Ann-Sofi Noring, co-director, adds: ‘We are planning to publish four new books about our photography collection together with the German publishing company Steidl. The first book, Reality Revisited, was published in autumn 2010. This will be a ground-breaking project, both for the wider public and for experts on photography. Ours is the largest curated photo presentation ever to be undertaken by a Swedish museum.’

 

Perhaps Moderna’s new interest in its collection of photographs has been inspired by the success of Fotografiska across the water. Whatever the reason, anybody interested in photography should do their best to visit Stockholm this autumn. Or even earlier, because Moderna has just opened the first Nordic solo exhibition of Jeanloup Sieff (1933-2000) who began photographing in the early 1950s, as a contemporary of Helmut Newton and David Bailey.

Sieff’s images are often sensual and elegant, and in the 1960s he was much in demand as a fashion photographer, especially in the USA. Exhibition curator Anna Tellgren expands on this: ‘In his fashion and advertising photographs the models are characteristically close to the pictorial surface, an effect achieved by using a wide-angle lens. His working method was based on physical and emotional closeness. This lack of distance makes his images exciting and visually interesting.’

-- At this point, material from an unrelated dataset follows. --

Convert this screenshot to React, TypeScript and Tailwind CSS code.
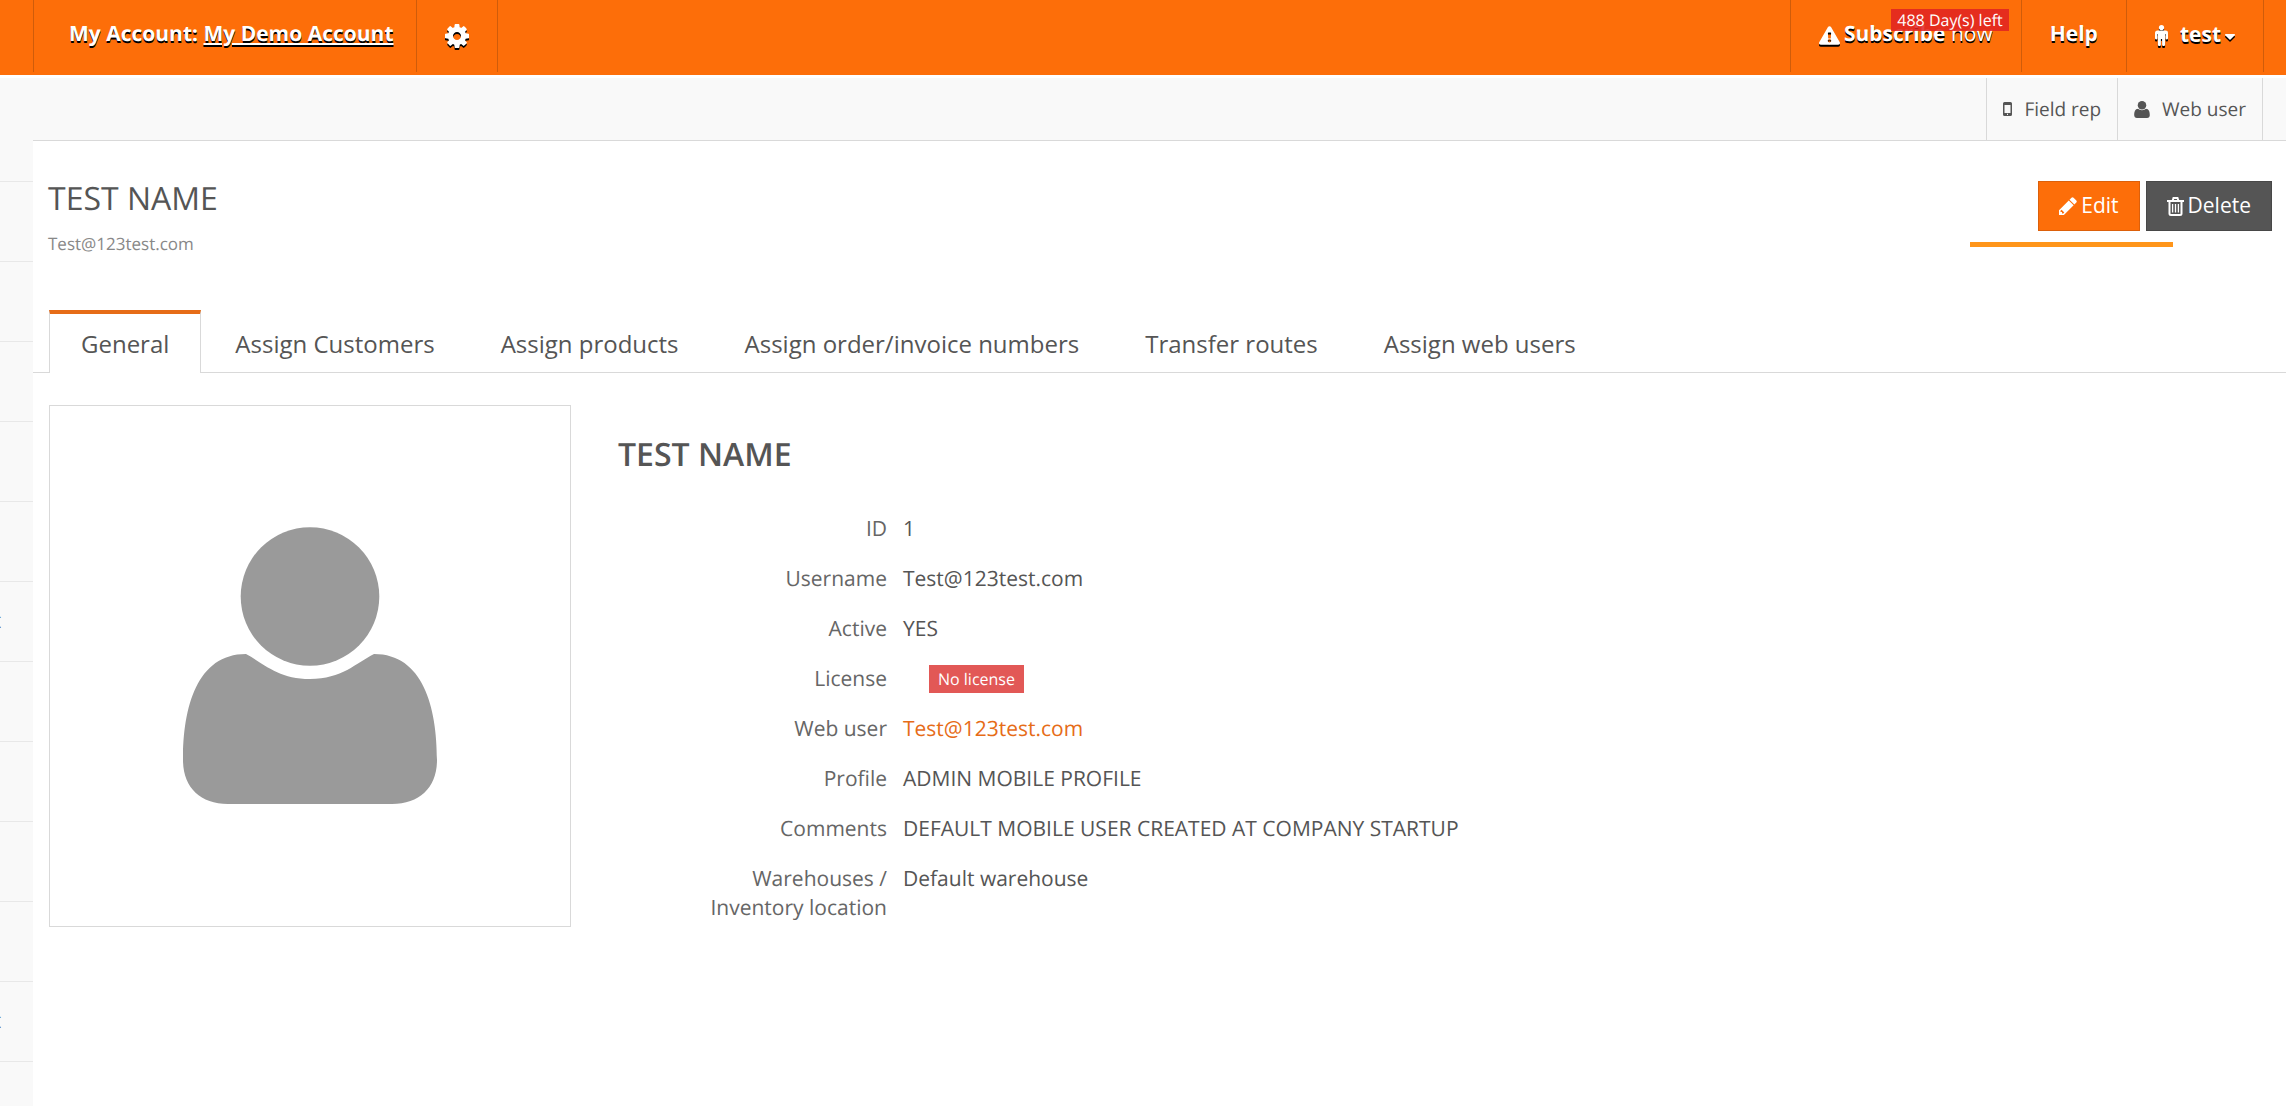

The exhibition at Moderna Museet presents a selection of 53 pictures from Sieff’s photographic oeuvre, with an emphasis on his dance photography. Anna Tellgren again: ‘He was interested in the dancers as artists, and the actual struggle during rehearsal to get their bodies to perform more or less impossible movements. His dance photographs are fascinating because they really convey the smell of sweat and the shuffling sound of dance shoes, which is exactly what he was after’.